October 17, 2014

How to improve game thread CPU performance in Unreal Engine

By Bob Tellez

Is the frame rate in your game low? Do you know why? Could it be because you have too many enemies spawned at once or is it because one specific enemy is expensive? Could it be because you have a ton of visual effects or because of that sweet skill system you wrote?

Relax and don’t jump to conclusions!

The first step when attempting to fix any performance problem is to gather information so that you can make an informed decision as to how to proceed. It is very natural for someone to say something like “Of course it’s slow! This level has 100,000 actors!”, but without properly gathering data you may spend a lot of time reducing the number of actors in your level instead of addressing the real performance problem which could have been completely unrelated and much easier to fix.

Got it! Where do I start?

The first piece of data you want to collect is if your bottleneck is located in the game thread, in the rendering (Draw) thread, or on the GPU. To determine this, launch your game in a non-debug build and enter the console command “stat unit” to display how much time is spent doing what.

CPU Performance

Your Frame time is the total amount of time spent generating one frame of the game. Since both the Game and Draw threads sync up before finishing a frame, the Frame time is often close to time in one of these threads. GPU time measures how long the video card takes to render the scene. Since GPU time is synced to the frame, it will likely be a similar number as the Frame time as well.

If Frame time is very close to the Game time, you are bottlenecked by the game thread. If Frame time is very close to Draw time, you are bottlenecked by the rendering thread. If neither time is close while GPU time is close, then you are bottlenecked by the video card.
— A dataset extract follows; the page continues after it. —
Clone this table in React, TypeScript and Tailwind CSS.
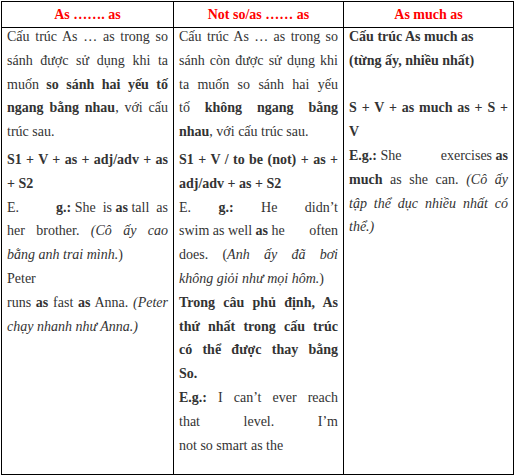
import React from "react";

// one visual line of a cell; "j" lines are stretched to the full width like the reference,
// "split" lines push their last group to the right edge
type Line = { j?: boolean; gap?: boolean; split?: [React.ReactNode, React.ReactNode]; c?: React.ReactNode };

const B = ({ children }: { children: React.ReactNode }) => <span className="font-bold">{children}</span>;
const I = ({ children }: { children: React.ReactNode }) => <span className="italic">{children}</span>;

const col1: Line[] = [
    { j: true, c: "Cấu trúc As … as trong so" },
    { j: true, c: "sánh được sử dụng khi ta" },
    { j: true, c: <>muốn <B>so sánh hai yếu tố</B></> },
    { j: true, c: <><B>ngang bằng nhau</B>, với cấu</> },
    { c: "trúc sau.", gap: true },
    { j: true, c: <B>S1 + V + as + adj/adv + as</B> },
    { c: <B>+ S2</B> },
    { split: ["E.", <span className="whitespace-pre"><B>g.:</B> She  is <B>as</B> tall  as</span>] },
    { j: true, c: <>her brother. <I>(Cô ấy cao</I></> },
    { c: <><I>bằng anh trai mình.</I>)</> },
    { c: "Peter" },
    { j: true, c: <>runs <B>as</B> fast <B>as</B> Anna. <I>(Peter</I></> },
    { c: <I>chạy nhanh như Anna.)</I> },
];

const col2: Line[] = [
    { j: true, c: "Cấu trúc As … as trong so" },
    { j: true, c: "sánh còn được sử dụng khi" },
    { j: true, c: "ta muốn so sánh hai yếu" },
    { j: true, c: <>tố <B>không ngang bằng</B></> },
    { c: <><B>nhau</B>, với cấu trúc sau.</>, gap: true },
    { j: true, c: <B>S1 + V / to be (not) + as +</B> },
    { c: <B>adj/adv + as + S2</B> },
    { j: true, c: <>E. <B>g.:</B> He didn’t</> },
    { split: [<>swim as well <B>as</B> he</>, "often"] },
    { j: true, c: <>does. (<I>Anh ấy đã bơi</I></> },
    { c: <><I>không giỏi như mọi hôm.</I>)</> },
    { j: true, c: <B>Trong câu phủ định, As</B> },
    { j: true, c: <B>thứ nhất trong cấu trúc</B> },
    { j: true, c: <B>có thể được thay bằng</B> },
    { c: <B>So.</B> },
    { j: true, c: <><B>E.g.:</B> I can’t ever reach</> },
    { j: true, c: "that level. I’m" },
    { c: "not so smart as the" },
];

const col3: Line[] = [
    { c: <B>Cấu trúc As much as</B> },
    { c: <B>(từng ấy, nhiều nhất)</B> },
    { c: "\u00a0" },
    { j: true, c: <B>S + V + as much as + S +</B> },
    { c: <B>V</B> },
    { split: [<><B>E.g.:</B> She</>, <>exercises <B>as</B></>] },
    { j: true, c: <><B>much</B> as she can. <I>(Cô ấy</I></> },
    { j: true, c: <I>tập thể dục nhiều nhất có</I> },
    { c: <I>thể.)</I> },
];

function Cell({ lines, first }: { lines: Line[]; first?: boolean }) {
    return (
        <div className={`px-[5px] -mt-[3px] ${first ? "" : "border-l border-black"}`}>
            {lines.map((l, i) =>
                l.split ? (
                    <div key={i} className="flex justify-between">
                        <span>{l.split[0]}</span>
                        <span>{l.split[1]}</span>
                    </div>
                ) : (
                    <div
                        key={i}
                        className={`${l.j ? "text-justify [text-align-last:justify]" : "text-left"} ${l.gap ? "mb-[4px]" : ""}`}
                    >
                        {l.c}
                    </div>
                )
            )}
        </div>
    );
}

export default function App() {
    const heads = ["As ……. as", "Not so/as …… as", "As much as"];
    return (
        <div className="w-[515px] h-[476px] bg-white overflow-hidden pt-px pl-px font-['Liberation_Serif','Times_New_Roman',serif]">
            <div className="w-[513px] border border-black text-[14px] leading-[23.8px] text-[#333]">
                <div className="grid grid-cols-[171px_170px_170px] h-[26px] border-b border-black">
                    {heads.map((h, i) => (
                        <div
                            key={h}
                            className={`flex items-center justify-center font-bold text-[#ff0000] ${i ? "border-l border-black" : ""}`}
                        >
                            {h}
                        </div>
                    ))}
                </div>
                <div className="grid grid-cols-[171px_170px_170px] h-[446px] overflow-hidden">
                    <Cell lines={col1} first />
                    <Cell lines={col2} />
                    <Cell lines={col3} />
                </div>
            </div>
        </div>
    );
}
In this article, we will only be talking about how to address problems in the game thread.

Aha! Now I know that I am bottlenecked by the game thread. What now?

Your best tool for looking at game thread performance is taking a stat profile. You can start a profile by entering “stat startfile” in the console, which can be opened by pressing the tilde (~) key. Let it run for at least ten seconds or so to get a nice average over many frames. Longer profiles are good too and can be used to detect long intermittent issues, but taking a profile longer than thirty minutes is not suggested since the file will be very large. Once you have a good sample of time, you can enter “stat stopfile” to end the profile. A ue4stats file will be written your project’s folder under the path Saved/Profiling/UnrealStats.

Alright, I took a profile. How do I open it?

To open your captured profile, you must use UnrealFrontend, which can be found in the same folder as UE4Editor, or open the Session Frontend tab in the editor found in the Window menu. Once you have the Session Frontend tab open, you will need to switch to the Profiler minor tab. From there, you can choose to load the ue4stats profile you recently captured.

Device Manager

I’ve got the profile open, so what am I looking for?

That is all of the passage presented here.